Task to complete> Reproduce all the lines exactly as they stand, apart from the pictures.
○ ○ ○
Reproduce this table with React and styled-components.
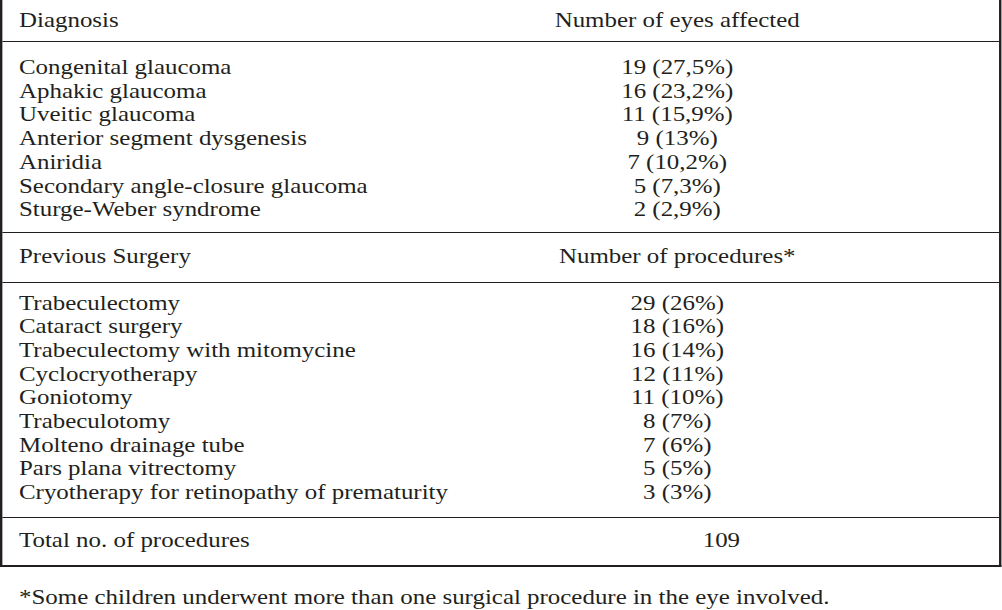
import React from "react";
import styled, { createGlobalStyle } from "styled-components";

const Global = createGlobalStyle`
  html, body { margin: 0; padding: 0; background: #ffffff; }
  body { overflow: hidden; }
`;

const INK = "#231f20";

/* The printed table has wide, horizontally stretched type; the page is
   laid out at its natural width and stretched horizontally as a whole. */
const Page = styled.div`
  width: 844px;
  transform: scaleX(1.1865);
  transform-origin: 0 0;
  font-family: "Liberation Serif", "Times New Roman", serif;
  font-size: 21px;
  line-height: 23.7px;
  color: ${INK};
`;

const Table = styled.div`
  border-left: 2px solid ${INK};
  border-right: 2px solid ${INK};
  border-bottom: 2px solid ${INK};
`;

const Block = styled.div`
  padding: ${(p) => p.$pt}px 0 ${(p) => p.$pb}px 14px;
  border-bottom: ${(p) => (p.$last ? "none" : `1px solid ${INK}`)};
`;

const Row = styled.div`
  display: grid;
  grid-template-columns: 420px ${(p) => p.$valueWidth || 269.6}px;
  white-space: nowrap;
`;

const Label = styled.div``;

const Value = styled.div`
  text-align: center;
`;

const Footnote = styled.p`
  margin: 18.8px 0 0 16px;
  white-space: nowrap;
`;

const diagnoses = [
  ["Congenital glaucoma", "19 (27,5%)"],
  ["Aphakic glaucoma", "16 (23,2%)"],
  ["Uveitic glaucoma", "11 (15,9%)"],
  ["Anterior segment dysgenesis", "9 (13%)"],
  ["Aniridia", "7 (10,2%)"],
  ["Secondary angle-closure glaucoma", "5 (7,3%)"],
  ["Sturge-Weber syndrome", "2 (2,9%)"],
];

const surgeries = [
  ["Trabeculectomy", "29 (26%)"],
  ["Cataract surgery", "18 (16%)"],
  ["Trabeculectomy with mitomycine", "16 (14%)"],
  ["Cyclocryotherapy", "12 (11%)"],
  ["Goniotomy", "11 (10%)"],
  ["Trabeculotomy", "8 (7%)"],
  ["Molteno drainage tube", "7 (6%)"],
  ["Pars plana vitrectomy", "5 (5%)"],
  ["Cryotherapy for retinopathy of prematurity", "3 (3%)"],
];

const Rows = ({ items }) =>
  items.map(([label, value]) => (
    <Row key={label}>
      <Label>{label}</Label>
      <Value>{value}</Value>
    </Row>
  ));

export default function App() {
  return (
    <>
      <Global />
      <Page>
        <Table>
          <Block $pt={8.8} $pb={8.5}>
            <Row>
              <Label>Diagnosis</Label>
              <Value>Number of eyes affected</Value>
            </Row>
          </Block>
          <Block $pt={14} $pb={9.6}>
            <Rows items={diagnoses} />
          </Block>
          <Block $pt={12.5} $pb={13.3}>
            <Row>
              <Label>Previous Surgery</Label>
              <Value>Number of procedures*</Value>
            </Row>
          </Block>
          <Block $pt={8.5} $pb={12.2}>
            <Rows items={surgeries} />
          </Block>
          <Block $pt={10.5} $pb={12.8} $last>
            <Row $valueWidth={344}>
              <Label>Total no. of procedures</Label>
              <Value>109</Value>
            </Row>
          </Block>
        </Table>
        <Footnote>
          *Some children underwent more than one surgical procedure in the eye involved.
        </Footnote>
      </Page>
    </>
  );
}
○ ○ ○
Written solution>
Reproduce this table with React and styled-components.
import React from "react";
import styled, { createGlobalStyle } from "styled-components";

const Global = createGlobalStyle`
  html, body { margin: 0; padding: 0; background: #ffffff; }
  body { overflow: hidden; }
`;

const INK = "#231f20";

/* The printed table has wide, horizontally stretched type; the page is
   laid out at its natural width and stretched horizontally as a whole. */
const Page = styled.div`
  width: 844px;
  transform: scaleX(1.1865);
  transform-origin: 0 0;
  font-family: "Liberation Serif", "Times New Roman", serif;
  font-size: 21px;
  line-height: 23.7px;
  color: ${INK};
`;

const Table = styled.div`
  border-left: 2px solid ${INK};
  border-right: 2px solid ${INK};
  border-bottom: 2px solid ${INK};
`;

const Block = styled.div`
  padding: ${(p) => p.$pt}px 0 ${(p) => p.$pb}px 14px;
  border-bottom: ${(p) => (p.$last ? "none" : `1px solid ${INK}`)};
`;

const Row = styled.div`
  display: grid;
  grid-template-columns: 420px ${(p) => p.$valueWidth || 269.6}px;
  white-space: nowrap;
`;

const Label = styled.div``;

const Value = styled.div`
  text-align: center;
`;

const Footnote = styled.p`
  margin: 18.8px 0 0 16px;
  white-space: nowrap;
`;

const diagnoses = [
  ["Congenital glaucoma", "19 (27,5%)"],
  ["Aphakic glaucoma", "16 (23,2%)"],
  ["Uveitic glaucoma", "11 (15,9%)"],
  ["Anterior segment dysgenesis", "9 (13%)"],
  ["Aniridia", "7 (10,2%)"],
  ["Secondary angle-closure glaucoma", "5 (7,3%)"],
  ["Sturge-Weber syndrome", "2 (2,9%)"],
];

const surgeries = [
  ["Trabeculectomy", "29 (26%)"],
  ["Cataract surgery", "18 (16%)"],
  ["Trabeculectomy with mitomycine", "16 (14%)"],
  ["Cyclocryotherapy", "12 (11%)"],
  ["Goniotomy", "11 (10%)"],
  ["Trabeculotomy", "8 (7%)"],
  ["Molteno drainage tube", "7 (6%)"],
  ["Pars plana vitrectomy", "5 (5%)"],
  ["Cryotherapy for retinopathy of prematurity", "3 (3%)"],
];

const Rows = ({ items }) =>
  items.map(([label, value]) => (
    <Row key={label}>
      <Label>{label}</Label>
      <Value>{value}</Value>
    </Row>
  ));

export default function App() {
  return (
    <>
      <Global />
      <Page>
        <Table>
          <Block $pt={8.8} $pb={8.5}>
            <Row>
              <Label>Diagnosis</Label>
              <Value>Number of eyes affected</Value>
            </Row>
          </Block>
          <Block $pt={14} $pb={9.6}>
            <Rows items={diagnoses} />
          </Block>
          <Block $pt={12.5} $pb={13.3}>
            <Row>
              <Label>Previous Surgery</Label>
              <Value>Number of procedures*</Value>
            </Row>
          </Block>
          <Block $pt={8.5} $pb={12.2}>
            <Rows items={surgeries} />
          </Block>
          <Block $pt={10.5} $pb={12.8} $last>
            <Row $valueWidth={344}>
              <Label>Total no. of procedures</Label>
              <Value>109</Value>
            </Row>
          </Block>
        </Table>
        <Footnote>
          *Some children underwent more than one surgical procedure in the eye involved.
        </Footnote>
      </Page>
    </>
  );
}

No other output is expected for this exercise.